忙しい毎日でもできる「香りの食育」実践ヒント
特別な時間を設ける必要はありません。日々の食事や買い物の際に、少し意識するだけで「香りの食育」を取り入れることができます。
- 食事中に香りに注目する声かけ:食事中や調理中に、「このスープ、いい匂いだね。何の香りかな?」「みかんの皮をむくと、どんな香りがするかな?」など、具体的に香りに注目する声かけをしてみましょう。子ども自身が香りを言葉にしたり、表現したりする機会を作ります。
- 旬の食材やハーブを一緒に嗅いでみる:スーパーや八百屋さんで旬の野菜や果物を見かけたら、購入前に香りをかいでみましょう(可能な範囲で)。
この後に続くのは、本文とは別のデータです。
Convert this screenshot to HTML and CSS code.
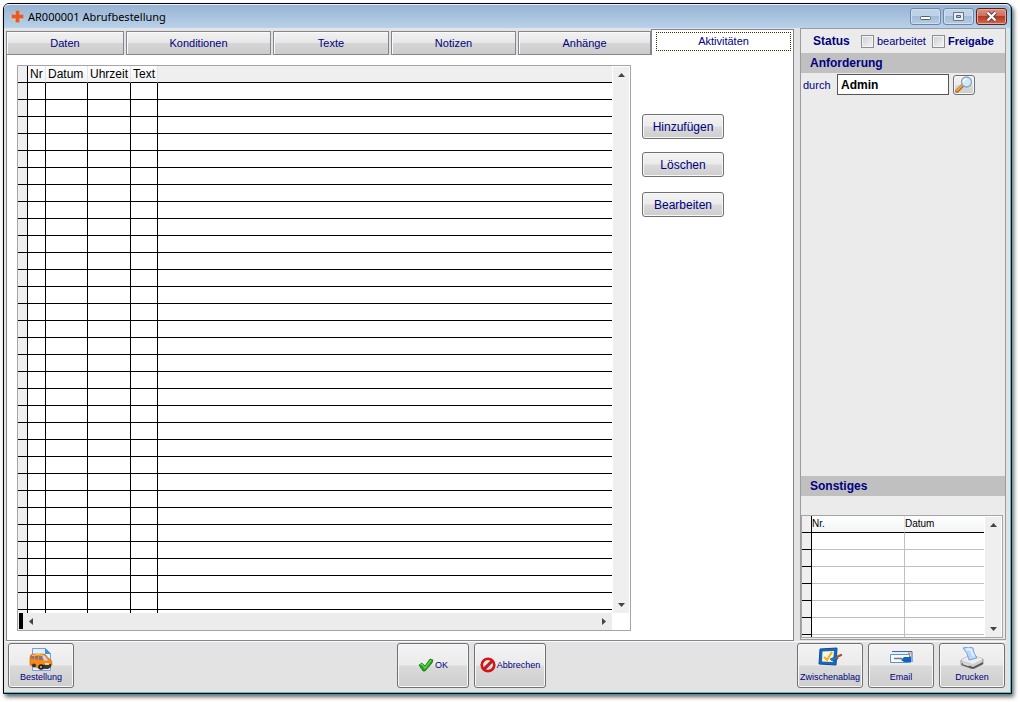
FILE: index.html
```
<!DOCTYPE html>
<html lang="de">
<head>
<meta charset="utf-8">
<title>AR000001 Abrufbestellung</title>
<link rel="stylesheet" href="styles.css">
</head>
<body>
<div class="window">
  <header class="titlebar">
    <svg class="app-icon" width="14" height="14" viewBox="0 0 14 14"><path d="M4 1h5v4h4v5H9v4H4v-4H0V5h4z" fill="#c9c9cc"/><path d="M5.500 .5h4V4.500h4v4h-4v4h-4v-4h-4v-4h4z" fill="#e85a24" stroke="#d9a793" stroke-width=".6"/></svg>
    <h1 class="title">AR000001 Abrufbestellung</h1>
    <div class="window-buttons">
      <button class="win-btn" aria-label="Minimieren"><svg width="13" height="11" viewBox="0 0 13 11"><rect x="1.500" y="5.500" width="10" height="3" rx="1" fill="#fff" stroke="#555f6c"/></svg></button>
      <button class="win-btn" aria-label="Maximieren"><svg width="13" height="11" viewBox="0 0 13 11"><path d="M1.500 1.500h10v8h-10z" fill="#e8eef5" stroke="#6b7683"/><path d="M4.500 4.500h4v2h-4z" fill="#b5c4d4" stroke="#555f6c"/></svg></button>
      <button class="win-btn win-close" aria-label="Schließen"><svg width="13" height="11" viewBox="0 0 13 11"><path d="M2.500 1.500l8 8m0-8l-8 8" stroke="#5b4048" stroke-width="4"/><path d="M2.500 1.500l8 8m0-8l-8 8" stroke="#fff" stroke-width="2.200"/></svg></button>
    </div>
  </header>
  <main class="main">
    <section class="left">
      <div class="tabs" role="tablist">
        <button class="tab" role="tab">Daten</button>
        <button class="tab" role="tab">Konditionen</button>
        <button class="tab" role="tab">Texte</button>
        <button class="tab" role="tab">Notizen</button>
        <button class="tab tab-joined" role="tab">Anhänge</button>
        <button class="tab tab-active" role="tab" aria-selected="true"><span class="focus">Aktivitäten</span></button>
      </div>
      <div class="page">
        <div class="grid">
          <div class="grid-view">
            <table class="list">
              <colgroup><col class="c-mark"><col class="c-nr"><col class="c-datum"><col class="c-zeit"><col class="c-text"><col></colgroup>
              <thead><tr><th></th><th>Nr</th><th>Datum</th><th>Uhrzeit</th><th>Text</th><th></th></tr></thead>
              <tbody data-rows="32" data-cols="6"></tbody>
            </table>
          </div>
          <div class="vbar"><svg width="7" height="4" viewBox="0 0 7 4"><path d="M0 4l3.500-4L7 4z" fill="#444"/></svg><svg width="7" height="4" viewBox="0 0 7 4"><path d="M0 0h7L3.500 4z" fill="#444"/></svg></div>
          <div class="hbar"><span class="split"></span><svg width="4" height="7" viewBox="0 0 4 7"><path d="M4 0v7L0 3.500z" fill="#444"/></svg><span class="track"></span><svg width="4" height="7" viewBox="0 0 4 7"><path d="M0 0v7l4-3.500z" fill="#444"/></svg></div>
        </div>
        <div class="actions">
          <button class="btn">Hinzufügen</button>
          <button class="btn">Löschen</button>
          <button class="btn btn-last">Bearbeiten</button>
        </div>
      </div>
    </section>
    <aside class="side">
      <div class="status">
        <strong class="status-title">Status</strong>
        <label class="check"><input type="checkbox">bearbeitet</label>
        <label class="check check-bold"><input type="checkbox">Freigabe</label>
      </div>
      <h2 class="band">Anforderung</h2>
      <div class="request">
        <label for="durch">durch</label>
        <input class="field" id="durch" type="text" value="Admin">
        <button class="search" aria-label="Suchen"><svg width="18" height="17" viewBox="0 0 18 17"><path d="M2 15l6-6" stroke="#a85b16" stroke-width="3.600" stroke-linecap="round"/><path d="M2 14.500l5.500-5.500" stroke="#f3a43a" stroke-width="2.200" stroke-linecap="round"/><circle cx="11.500" cy="6" r="5" fill="#cdeaf8" stroke="#8ba3bd" stroke-width="1.300"/><path d="M8.500 6a3 3 0 0 1 3-3" stroke="#fff" stroke-width="1.500" fill="none"/></svg></button>
      </div>
      <h2 class="band band-lower">Sonstiges</h2>
      <div class="misc">
        <div class="misc-view">
          <table class="list list-misc">
            <colgroup><col class="c-mark"><col class="c-num"><col></colgroup>
            <thead><tr><th></th><th>Nr.</th><th>Datum</th></tr></thead>
            <tbody data-rows="7" data-cols="3"></tbody>
          </table>
        </div>
        <div class="vbar"><svg width="7" height="4" viewBox="0 0 7 4"><path d="M0 4l3.500-4L7 4z" fill="#444"/></svg><svg width="7" height="4" viewBox="0 0 7 4"><path d="M0 0h7L3.500 4z" fill="#444"/></svg></div>
      </div>
    </aside>
  </main>
  <footer class="footer">
    <div class="foot-group foot-left">
      <button class="tool"><svg width="24" height="24" viewBox="0 0 24 24"><path d="M3.500 1.500h13l5 5v17h-18z" fill="#e4efff" stroke="#7f9be0"/><path d="M16 1l6 6h-6z" fill="#3f92dc"/><path d="M1 10q0-3 4-3h9q3 0 5 4l3 2q1 1 1 5l-3 3-8 1-11-4z" fill="#f58a16" stroke="#b85d0c" stroke-width=".6"/><path d="M2 9h3v3l-3-.5zM6 9h3v3.500H6zM10 9h3l1 4h-4z" fill="#8a7080"/><path d="M13.500 9h2.500l3 4.500h-4z" fill="#c8d7ff"/><path d="M3 8.500q6-2 12 0" stroke="#ffcb6b" fill="none"/><path d="M12 18l10-1v3l-3 2-8-.5z" fill="#383838"/><circle cx="5" cy="18.500" r="2" fill="#333"/><circle cx="12" cy="20" r="2.800" fill="#222"/><circle cx="12" cy="20" r="1.100" fill="#bbb"/><path d="M16 17h4" stroke="#fff6bb" stroke-width="1.500"/></svg>Bestellung</button>
    </div>
    <div class="foot-group foot-center">
      <button class="tool tool-row"><svg width="16" height="14" viewBox="0 0 16 14"><path d="M1 7l3-2 3 3 5-7 3 1-1 3-7 8H5z" fill="#22a51c" stroke="#147810" stroke-width=".8"/><path d="M2.500 7L4 6l3 4 6-8" stroke="#6bdc50" stroke-width="1.200" fill="none"/></svg>OK</button>
      <button class="tool tool-row"><svg width="16" height="16" viewBox="0 0 16 16"><g fill="none"><circle cx="8" cy="8" r="6.300" stroke="#777" stroke-width="2.600"/><circle cx="8" cy="8" r="6.200" stroke="#f00808" stroke-width="2.200"/><path d="M4.500 12.500l8-8" stroke="#555" stroke-width="2"/><path d="M3.700 11.700l8-8" stroke="#f00808" stroke-width="2"/></g></svg>Abbrechen</button>
    </div>
    <div class="foot-group foot-right">
      <button class="tool"><svg width="26" height="20" viewBox="0 0 26 20"><path d="M3 2l17-1-1 17-17-1z" fill="#1769bd" stroke="#134b91"/><path d="M5.500 4.500L17 4l-1 11-11-.5z" fill="#fff5dc"/><path d="M7 10l3 3 5-8" stroke="#efb11b" stroke-width="2" fill="none"/><path d="M13 12l7-3 1 3-6 2z" fill="#187ccc" stroke="#174d83" stroke-width=".6"/><path d="M20 10l4-2" stroke="#a55237" stroke-width="2.500" stroke-linecap="round"/></svg><span>Zwischenablag</span></button>
      <button class="tool"><svg width="26" height="20" viewBox="0 0 26 20"><path d="M4 4.500h20V15" fill="#e9f1fc" stroke="#4364b0"/><path d="M5 5h18v9H5z" fill="#e3edf9"/><path d="M2.500 7.500h19v8h-19z" fill="#f7fbff" stroke="#5d96cd"/><path d="M6 11.500h8" stroke="#777" stroke-width="1.500"/><path d="M20 5.500h2.500v2H20z" fill="#d9844d"/><path d="M13 13l3-3h6l1-1v7l-1-1h-6z" fill="#1263bd"/></svg><span>Email</span></button>
      <button class="tool"><svg width="24" height="22" viewBox="0 0 24 22"><path d="M1 13l6-3 10 0 6 2v5l-10 5-12-4z" fill="#cfcfcf" stroke="#888" stroke-width=".8"/><path d="M1 13l12 4 10-5-5-2H7z" fill="#ededed"/><path d="M3 1q6-2 10 0 0 5 4 10l-8 2q-1-7-6-12z" fill="#b9d6fb" stroke="#789fdd"/><path d="M6 2.500h5q1 4 3 7" stroke="#e6f3ff" stroke-width="2" fill="none"/><path d="M2 16l11 4 10-5v2l-10 5-11-4z" fill="#555"/><path d="M3 16.500l6 2" stroke="#ddd" stroke-width="1.500"/></svg><span>Drucken</span></button>
    </div>
  </footer>
</div>
<script src="rows.js"></script>
</body>
</html>
```
FILE: rows.js
```
// Fill each list with its blank rows.
document.querySelectorAll('tbody[data-rows]').forEach(function (body) {
  for (let r = 0; r < Number(body.dataset.rows); r++) {
    const row = body.insertRow();
    for (let c = 0; c < Number(body.dataset.cols); c++) row.insertCell();
  }
});
```
FILE: styles.css
```
* { box-sizing: border-box; }
body {
  margin: 0;
  padding: 3px 8px 8px 3px;
  height: 100vh;
  background: #fff;
  color: #000080;
  font: 11px/14px "Liberation Sans", Arial, sans-serif;
}
button, input { font: inherit; color: inherit; margin: 0; }
button { padding: 0; }
svg { flex: none; display: block; }

.window {
  height: 100%;
  display: flex;
  flex-direction: column;
  border: 1px solid #000;
  border-radius: 6px 6px 0 0;
  background: #e3e3e3;
  box-shadow: inset -1px -1px #22cfe8, 2px 3px 4px rgba(0, 0, 0, .6);
  padding: 0 5px 3px 2px;
}
.titlebar {
  flex: none;
  height: 24px;
  margin: 0 -4px 0 -2px;
  padding: 0 3px 0 6px;
  display: flex;
  align-items: center;
  gap: 4px;
  border-top: 1px solid #e8f2fb;
  border-radius: 5px 5px 0 0;
  background: linear-gradient(#98b4d2, #b9d1ea);
  color: #000;
}
.title { flex: 1; margin: 0; font: 11px/16px "Noto Sans", "Open Sans", sans-serif; }
.window-buttons { display: flex; gap: 2px; }
.win-btn {
  width: 31px;
  height: 17px;
  display: grid;
  place-items: center;
  border: 1px solid #6f87a3;
  border-radius: 3px;
  box-shadow: inset 0 0 0 1px #cfdff0;
  background: linear-gradient(#bfd3e8 50%, #a3bdd8 50%, #b4cde6);
}
.win-close {
  border-color: #5c2020;
  box-shadow: inset 0 0 0 1px #e5a99c;
  background: linear-gradient(#dc9482, #cf6b56 50%, #b53a22 50%, #cf6a4c);
}

.main { flex: 1; min-height: 0; display: flex; gap: 6px; }
.left { flex: 1; min-width: 0; display: flex; flex-direction: column; }
.tabs {
  flex: none;
  display: grid;
  grid-template-columns: 120fr 147fr 118fr 127fr 133fr 143fr;
  align-items: end;
  height: 27px;
  padding-top: 1px;
}
.tab {
  height: 24px;
  margin-right: 2px;
  border: 1px solid #85858f;
  box-shadow: inset 1px 1px #fafafa;
  background: linear-gradient(#f2f2f2, #e7e7e7 48%, #d5d5d5 52%, #cccccc);
}
.tab-joined { margin-right: 0; }
.tab-active {
  height: 26px;
  margin-right: 0;
  padding: 2px 2px 4px 4px;
  border-bottom: 0;
  background: #fff;
  box-shadow: none;
}
.focus { display: block; height: 19px; border: 1px dotted #333300; line-height: 17px; }
.page {
  flex: 1;
  min-height: 0;
  display: flex;
  padding: 10px 69px 9px 10px;
  gap: 11px;
  border: solid #85858f;
  border-width: 0 1px 1px;
  background: #fff;
}

.grid {
  flex: 1;
  min-width: 0;
  display: grid;
  grid-template: minmax(0, 1fr) 17px / minmax(0, 1fr) 18px;
  border: 1px solid #a5a5a8;
}
.grid-view, .misc-view { overflow: hidden; }
.list { width: 100%; table-layout: fixed; border-collapse: separate; border-spacing: 0; color: #000; }
.list th, .list td { height: 17px; padding: 0; border: solid #000; border-width: 0 1px 1px 0; }
.list th {
  background: linear-gradient(#fff, #f1f3f5);
  border-right-color: #e2e4e8;
  font: 12px/16px "Liberation Sans", Arial, sans-serif;
  text-align: left;
  padding-left: 2px;
  white-space: nowrap;
}
.list th:first-child { border-right-color: #000; background: #efefef; }
.list td:first-child { background: #efefef; }
.grid .list th:last-child { background: #efefef; }
.list th:last-child, .list td:last-child { border-right: 0; }
.c-mark { width: 10px; }
.c-nr { width: 18px; }
.c-datum { width: 42px; }
.c-zeit { width: 43px; }
.c-text { width: 27px; }
.c-num { width: 93px; }
.list-misc td { border-color: #c0c0c0; }
.list-misc td:first-child { border-color: #000; }
.list-misc th { font-size: 10px; padding-left: 0; }

.vbar {
  display: flex;
  flex-direction: column;
  align-items: center;
  justify-content: space-between;
  margin: 1px 1px 0 1px;
  padding: 6px 0;
  background: #efefef;
}
.hbar {
  display: flex;
  align-items: center;
  padding: 0 6px 1px 1px;
  background: #ececec;
}
.split { width: 4px; height: 100%; background: #000; margin-right: 6px; }
.track { flex: 1; }

.actions { flex: none; width: 82px; padding-top: 49px; display: flex; flex-direction: column; gap: 13px; }
.btn, .tool, .search {
  border: 1px solid #707070;
  border-radius: 3px;
  box-shadow: inset 0 0 0 1px #f7f7f7;
  background: linear-gradient(#f3f3f3, #ebebeb 48%, #dadada 52%, #cecece);
}
.btn { height: 25px; font-size: 12px; }
.btn-last { margin-top: 2px; }

.side {
  flex: none;
  width: 206px;
  display: flex;
  flex-direction: column;
  margin-bottom: 1px;
  border: 1px solid #9a9aa0;
  background: #ebebeb;
  padding-bottom: 1px;
}
.status { height: 24px; display: flex; align-items: center; gap: 6px; padding-left: 12px; }
.status-title { width: 42px; font-size: 12px; }
.check { display: flex; align-items: center; gap: 3px; }
.check-bold { font-weight: bold; }
.check input {
  appearance: none;
  width: 13px;
  height: 13px;
  border: 1px solid #8e8f8f;
  box-shadow: inset 0 0 0 1px #f4f4f4;
  background: linear-gradient(135deg, #cbcfd5, #f6f6f6);
}
.band { flex: none; margin: 0; padding-left: 9px; background: #c0c0c0; font-size: 12px; line-height: 20px; }
.request { display: flex; align-items: center; gap: 4px; padding: 1px 2px; }
.request label { width: 30px; }
.field {
  width: 112px;
  height: 21px;
  padding: 0 3px;
  border: 1px solid #555;
  background: #fff;
  color: #000;
  font-size: 12px;
  font-weight: bold;
}
.search { width: 22px; height: 20px; display: grid; place-items: center; }
.band-lower { margin-top: auto; margin-bottom: 19px; }
.misc {
  flex: none;
  height: 123px;
  margin-right: 2px;
  display: grid;
  grid-template: minmax(0, 1fr) / minmax(0, 1fr) 18px;
  border: 1px solid #a5a5a8;
  background: #fff;
}

.footer { flex: none; display: flex; padding: 1px 1px 2px 2px; border-top: 1px solid #fafafa; }
.foot-group { display: flex; gap: 5px; }
.foot-left { flex: 39 1 0; }
.foot-right { flex: 46 1 0; justify-content: flex-end; }
.tool {
  width: 66px;
  height: 45px;
  display: flex;
  flex-direction: column;
  align-items: center;
  justify-content: space-between;
  padding: 3px 0 4px;
  overflow: hidden;
  font-size: 9px;
  line-height: 11px;
}
.tool-row { width: 72px; flex-direction: row; justify-content: center; gap: 1px; }
```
また、家庭菜園やキッチンでハーブを育てる場合は、葉っぱを軽くこすって香りをかぐ体験は、植物への関心も深めます。
- 調理の香りの変化を言葉で伝える:炒め物や煮込み料理など、加熱によって香りが変化する様子を「さっきと匂いが変わったね」「だんだん甘い匂いがしてきたよ」などと伝えましょう。食べ物が熱で変化すること、そしてそれが美味しさにつながることを感覚的に理解できます。
- だしの香りを意識する:和食であれば、かつお節や昆布でだしを取る際の香りは、日本の食文化に触れる大切な機会です。「いい香りだね。これがお味噌汁を美味しくしてくれるんだよ」などと伝えてみましょう。顆粒だしを使う場合でも、「このお味噌汁はどんな香りがする?」と問いかけることは可能です。
- 食品の匂いの変化に注意する:食材が新鮮な時の香りを一緒に確認しておき、時間が経った時の変化(例えば、野菜が傷んだり、牛乳が酸っぱくなったり)を、安全な範囲で注意深く観察させることも、食品ロスを減らす意識につながります。ただし、子どもだけで行わないように注意が必要です。
まとめ
「食卓の香り」に注目することは、子どもの五感を育み、食への関心を高めるだけでなく、旬や鮮度、調理のプロセス、そして食品ロスといった環境に関する大切なテーマへとつながる、手軽で効果的な食育の方法です。
忙しい毎日の中で、改めて食育の時間を確保することは難しいかもしれません。しかし、いつもの食事の際に、少しだけ「香り」を意識し、お子さまと一緒にその香りの世界を探求してみることは、食卓に新たな発見と学びをもたらします。
五感を使い、食べ物への好奇心を育むことで、子どもたちは食をより深く楽しめるようになります。そして、香りが教えてくれる食べ物の物語を知ることは、自然の恵みへの感謝や、食べ物と環境のつながりへの理解を深めるきっかけとなるでしょう。日々の食卓で、ぜひ香りの探偵ごっこを楽しんでみてください。